Wie lang sind zwanzig Jahre? Birken in den Dachrinnen, Müll im Hinterhof, ein paar Wartburgs und Trabis am Straßenrand: Spazierte einer der heutigen Bewohner der Neustadt durch sein Stadtviertel, nachdem ihn eine Zeitmaschine im Jahr 1990 abgesetzt hätte, er dürfte seinen Augen kaum trauen.
Damals war das Viertel der Abrissbirne nur knapp entkommen. Obgleich vom Krieg verschont, war der DDR-Führung mehr an der Schaffung preiswerten neuen Wohnraums gelegen als an kostspielige Investitionen in historische Bausubstanz. Die Neustadt sollte nur noch „abgewohnt“ werden, bis man endlich Zeit und Mittel fände, auch auf der nördlichen Elbseite Plattenbauten zu errichten.
Bequem war das Wohnen zwischen Bautzner Straße und Bischofsweg jedenfalls nicht. Kohleheizung, Klo auf halber Treppe, die Badewanne (immerhin!) in der Küche. Aber man hatte seine Ruhe vor dem durchorganisierten sozialistischen Alltag, als Musterviertel taugte die frühere Antonstadt nicht. Zudem war Wohnraum in der DDR chronisch knapp. In der Neustadt ließ sich zur Not ein Haus besetzen und leidlich herrichten. Und deswegen kamen sie, die Unruhegeister, die Anarchisten, Studenten natürlich, und gestalteten zusammen mit dem Alteingesessenen ein Viertel nach ihren Vorstellungen. Kneipen wurden nach Gutdünken eröffnet, da wo eben Platz war. Bunt und chaotisch sollte die Welt sein.
So wie ihr Stadtteilfest, die Bunte Republik Neustadt. Die Idee wurde in der wilden Wendezeit geboren, natürlich während eines abendlichen Umtrunkes. Im Gegensatz zu anderen schrägen Einfällen wurde dieser in die Tat umgesetzt: Drei Tage wird die Neustadt eine unabhängige Republik sein, mit einem Monarchen als Staatsoberhaupt. Wozu auch Wahlen? Wenn die wirklich etwas veränderten, wären sie längst verboten. Das politische Programm enthielt die Forderung, den Vatikan anzuschließen.
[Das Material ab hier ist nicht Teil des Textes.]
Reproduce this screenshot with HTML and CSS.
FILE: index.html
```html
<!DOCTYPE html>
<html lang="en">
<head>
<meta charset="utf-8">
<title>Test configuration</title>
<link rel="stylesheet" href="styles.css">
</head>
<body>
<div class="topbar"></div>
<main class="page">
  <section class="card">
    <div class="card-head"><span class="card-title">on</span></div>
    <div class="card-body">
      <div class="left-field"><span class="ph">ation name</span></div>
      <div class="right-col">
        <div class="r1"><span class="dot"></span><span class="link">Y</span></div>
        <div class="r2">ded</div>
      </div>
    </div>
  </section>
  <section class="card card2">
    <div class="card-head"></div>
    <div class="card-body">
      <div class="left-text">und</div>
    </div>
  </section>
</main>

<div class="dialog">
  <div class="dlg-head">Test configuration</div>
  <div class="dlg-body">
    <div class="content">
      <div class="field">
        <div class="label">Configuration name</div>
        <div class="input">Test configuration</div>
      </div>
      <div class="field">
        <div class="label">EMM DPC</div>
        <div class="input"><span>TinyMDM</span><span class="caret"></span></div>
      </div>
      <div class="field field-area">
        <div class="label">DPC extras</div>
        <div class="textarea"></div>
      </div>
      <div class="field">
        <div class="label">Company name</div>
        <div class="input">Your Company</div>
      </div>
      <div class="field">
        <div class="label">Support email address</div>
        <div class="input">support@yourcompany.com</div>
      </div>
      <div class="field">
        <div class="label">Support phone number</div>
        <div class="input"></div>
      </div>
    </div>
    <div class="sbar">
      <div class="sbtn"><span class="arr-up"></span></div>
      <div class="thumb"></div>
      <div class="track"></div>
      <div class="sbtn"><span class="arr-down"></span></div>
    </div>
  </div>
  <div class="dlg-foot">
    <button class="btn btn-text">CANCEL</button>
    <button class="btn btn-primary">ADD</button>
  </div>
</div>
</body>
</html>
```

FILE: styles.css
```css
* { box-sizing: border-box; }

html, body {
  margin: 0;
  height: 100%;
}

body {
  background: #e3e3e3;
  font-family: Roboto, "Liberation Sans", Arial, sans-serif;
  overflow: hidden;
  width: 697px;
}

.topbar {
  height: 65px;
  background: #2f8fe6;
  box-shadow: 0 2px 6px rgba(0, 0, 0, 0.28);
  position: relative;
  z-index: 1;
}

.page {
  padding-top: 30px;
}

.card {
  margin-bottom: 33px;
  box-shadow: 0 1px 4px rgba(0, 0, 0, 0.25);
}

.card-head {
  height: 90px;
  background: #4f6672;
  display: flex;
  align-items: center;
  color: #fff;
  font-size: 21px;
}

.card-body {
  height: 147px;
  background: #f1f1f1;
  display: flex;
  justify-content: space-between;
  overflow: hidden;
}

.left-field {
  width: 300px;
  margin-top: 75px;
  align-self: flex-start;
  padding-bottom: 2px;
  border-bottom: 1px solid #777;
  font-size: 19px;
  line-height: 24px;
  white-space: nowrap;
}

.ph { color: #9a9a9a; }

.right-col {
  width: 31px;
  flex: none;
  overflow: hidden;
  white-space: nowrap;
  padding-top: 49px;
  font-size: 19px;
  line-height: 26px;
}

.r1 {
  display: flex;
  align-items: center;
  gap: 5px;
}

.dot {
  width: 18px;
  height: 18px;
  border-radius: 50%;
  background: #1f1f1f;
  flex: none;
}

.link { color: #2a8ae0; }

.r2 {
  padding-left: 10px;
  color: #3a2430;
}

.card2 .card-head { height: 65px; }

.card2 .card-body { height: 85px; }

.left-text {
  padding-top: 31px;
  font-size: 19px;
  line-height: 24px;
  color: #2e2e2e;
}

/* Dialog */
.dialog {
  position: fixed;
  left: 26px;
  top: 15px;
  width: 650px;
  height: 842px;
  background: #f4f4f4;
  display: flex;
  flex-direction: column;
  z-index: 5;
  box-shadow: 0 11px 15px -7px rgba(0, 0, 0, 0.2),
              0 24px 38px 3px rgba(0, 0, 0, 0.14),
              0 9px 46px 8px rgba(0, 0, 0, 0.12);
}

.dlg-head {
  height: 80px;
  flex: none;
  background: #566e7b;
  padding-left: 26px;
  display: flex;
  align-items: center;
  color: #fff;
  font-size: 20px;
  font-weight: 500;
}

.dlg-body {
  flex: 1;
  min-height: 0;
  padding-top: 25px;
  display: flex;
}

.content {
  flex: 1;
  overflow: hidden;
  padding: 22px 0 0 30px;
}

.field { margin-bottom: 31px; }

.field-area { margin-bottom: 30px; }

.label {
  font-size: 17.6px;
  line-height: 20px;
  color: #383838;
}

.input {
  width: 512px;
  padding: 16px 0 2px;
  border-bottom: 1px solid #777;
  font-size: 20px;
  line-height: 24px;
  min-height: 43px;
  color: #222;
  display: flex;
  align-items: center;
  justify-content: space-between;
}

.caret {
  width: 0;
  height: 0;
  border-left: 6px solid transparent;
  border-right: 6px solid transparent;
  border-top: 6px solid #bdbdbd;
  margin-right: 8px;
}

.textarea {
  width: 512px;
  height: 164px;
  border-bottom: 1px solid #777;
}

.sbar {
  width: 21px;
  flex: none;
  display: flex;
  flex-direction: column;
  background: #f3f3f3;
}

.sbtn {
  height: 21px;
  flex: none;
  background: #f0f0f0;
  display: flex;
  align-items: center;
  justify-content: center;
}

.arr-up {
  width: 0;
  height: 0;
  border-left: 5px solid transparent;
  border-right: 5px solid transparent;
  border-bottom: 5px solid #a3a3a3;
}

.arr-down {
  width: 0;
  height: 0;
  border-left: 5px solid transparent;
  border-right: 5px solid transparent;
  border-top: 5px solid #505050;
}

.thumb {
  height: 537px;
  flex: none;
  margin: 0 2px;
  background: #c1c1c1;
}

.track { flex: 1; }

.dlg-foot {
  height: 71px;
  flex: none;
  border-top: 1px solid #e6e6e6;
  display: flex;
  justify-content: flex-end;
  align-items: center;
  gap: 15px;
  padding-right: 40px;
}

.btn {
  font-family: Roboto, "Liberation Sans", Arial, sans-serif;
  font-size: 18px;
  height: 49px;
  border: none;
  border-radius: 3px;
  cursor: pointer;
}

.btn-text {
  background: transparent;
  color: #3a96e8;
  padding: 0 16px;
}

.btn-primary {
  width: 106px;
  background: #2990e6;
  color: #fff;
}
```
Unser Zeitreisender steigt wieder in seine Maschine. Am Martin-Luther-Platz klettert er hinaus, reibt sich verwundert die Augen. Ist das immer noch das selbe Viertel? Kaum ein Haus unsaniert, Kinderwagen regieren den Bürgersteig, ein BMW fährt vorbei.
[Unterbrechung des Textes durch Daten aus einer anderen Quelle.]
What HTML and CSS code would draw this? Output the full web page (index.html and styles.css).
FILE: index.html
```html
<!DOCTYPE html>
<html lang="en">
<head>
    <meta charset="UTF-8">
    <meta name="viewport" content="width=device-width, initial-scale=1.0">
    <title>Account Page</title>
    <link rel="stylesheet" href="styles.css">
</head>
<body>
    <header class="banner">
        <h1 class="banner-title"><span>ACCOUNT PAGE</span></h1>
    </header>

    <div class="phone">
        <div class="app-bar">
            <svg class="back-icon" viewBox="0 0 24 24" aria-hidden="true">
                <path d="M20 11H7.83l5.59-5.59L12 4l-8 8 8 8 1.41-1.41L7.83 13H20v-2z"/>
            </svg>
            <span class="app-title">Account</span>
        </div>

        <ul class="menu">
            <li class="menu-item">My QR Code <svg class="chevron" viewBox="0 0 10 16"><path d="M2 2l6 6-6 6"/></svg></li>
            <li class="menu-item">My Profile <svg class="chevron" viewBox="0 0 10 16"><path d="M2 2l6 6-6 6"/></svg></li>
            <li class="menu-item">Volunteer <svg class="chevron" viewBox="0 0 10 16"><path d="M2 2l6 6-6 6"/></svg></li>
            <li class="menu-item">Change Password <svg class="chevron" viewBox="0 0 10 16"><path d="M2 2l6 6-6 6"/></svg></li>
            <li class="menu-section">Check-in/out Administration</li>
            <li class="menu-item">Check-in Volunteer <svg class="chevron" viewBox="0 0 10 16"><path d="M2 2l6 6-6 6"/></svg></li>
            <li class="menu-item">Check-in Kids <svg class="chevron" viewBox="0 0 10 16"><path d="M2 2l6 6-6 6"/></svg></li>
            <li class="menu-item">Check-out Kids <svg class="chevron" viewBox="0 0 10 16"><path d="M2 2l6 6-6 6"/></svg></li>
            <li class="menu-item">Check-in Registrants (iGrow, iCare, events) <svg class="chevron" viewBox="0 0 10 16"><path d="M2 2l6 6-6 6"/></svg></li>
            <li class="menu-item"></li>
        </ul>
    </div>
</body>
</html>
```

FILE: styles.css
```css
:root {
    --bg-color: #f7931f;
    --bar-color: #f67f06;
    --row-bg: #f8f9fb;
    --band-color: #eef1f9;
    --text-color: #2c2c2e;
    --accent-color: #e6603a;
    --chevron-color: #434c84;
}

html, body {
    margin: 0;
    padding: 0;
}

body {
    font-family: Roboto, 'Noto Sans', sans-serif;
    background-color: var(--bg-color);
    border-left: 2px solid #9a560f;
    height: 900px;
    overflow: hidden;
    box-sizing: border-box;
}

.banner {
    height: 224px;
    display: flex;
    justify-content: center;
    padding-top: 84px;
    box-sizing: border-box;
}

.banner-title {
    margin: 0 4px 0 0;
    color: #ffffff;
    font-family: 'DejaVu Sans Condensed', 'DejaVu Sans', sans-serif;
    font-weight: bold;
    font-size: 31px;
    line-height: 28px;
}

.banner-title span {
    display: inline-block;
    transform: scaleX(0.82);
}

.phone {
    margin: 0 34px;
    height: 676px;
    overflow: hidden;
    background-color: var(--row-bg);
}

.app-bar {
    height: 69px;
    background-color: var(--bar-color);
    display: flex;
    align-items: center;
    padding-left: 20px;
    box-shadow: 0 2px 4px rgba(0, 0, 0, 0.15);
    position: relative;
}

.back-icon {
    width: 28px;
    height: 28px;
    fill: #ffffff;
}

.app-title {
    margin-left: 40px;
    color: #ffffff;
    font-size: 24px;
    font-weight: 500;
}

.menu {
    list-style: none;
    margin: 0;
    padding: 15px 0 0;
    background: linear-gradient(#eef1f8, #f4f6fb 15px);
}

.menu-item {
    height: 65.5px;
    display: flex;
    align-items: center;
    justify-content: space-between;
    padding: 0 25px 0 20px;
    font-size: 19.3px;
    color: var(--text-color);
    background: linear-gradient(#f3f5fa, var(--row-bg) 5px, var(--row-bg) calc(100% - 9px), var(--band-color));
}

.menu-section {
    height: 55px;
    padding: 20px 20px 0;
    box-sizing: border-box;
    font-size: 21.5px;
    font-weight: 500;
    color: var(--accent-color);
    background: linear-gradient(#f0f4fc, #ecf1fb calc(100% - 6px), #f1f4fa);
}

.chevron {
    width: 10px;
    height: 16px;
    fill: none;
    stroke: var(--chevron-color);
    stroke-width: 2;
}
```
Was ist passiert? Stadtgeographen nennen das „Gentrifizierung“. In einer grundsätzlich attraktiven Lage - am besten Gründerzeitviertel, Park um die Ecke, zentral gelegen - bereiten „Pioniere“ den Boden. Studenten, Künstler und sonstige übliche Verdächtige werden von günstigen Mieten angelockt. Alternative Kneipen und innovative Clubs sorgen für Unterhaltung, das junge und ungebundene Publikum für regen Besuch. Aus den Studenten werden Berufstätige, die ihren Stadtteil nicht verlassen wollen. Das bringt Investoren auf den Plan. Die können jetzt mehr für sanierte Häuser verlangen. Wer nicht zahlen kann, wandert in die städtischen Randbezirke ab. Mit der äußeren Veränderung kommt die soziale Umwälzung.
In der Neustadt ist das nicht so brutal abgelaufen wie im Hamburger Schanzenviertel oder auf dem Prenzlauer Berg. Sicher wird es nicht dazu kommen, dass Neureiche ein ganzes Quartier von seinen ehemaligen Bewohnern übernehem, sich also die soziale Zusammensetzung völlig verändert. Wenn man so will, wird die Neustadt vielleicht nicht den Vatikan anschließen können. Immerhin vermag aber auch der Vatikan nicht, die Neustadt zu unterwandern. Hausbesetzungen hat das Viertel lange nicht mehr gesehen, und wer auf wirklich günstigen Wohnraum angewiesen ist wird schwerlich etwas finden. Aber ein Teil vom Echten, Wilden, Anarchischen ist doch geblieben. Der Vatikan hat nicht gesiegt.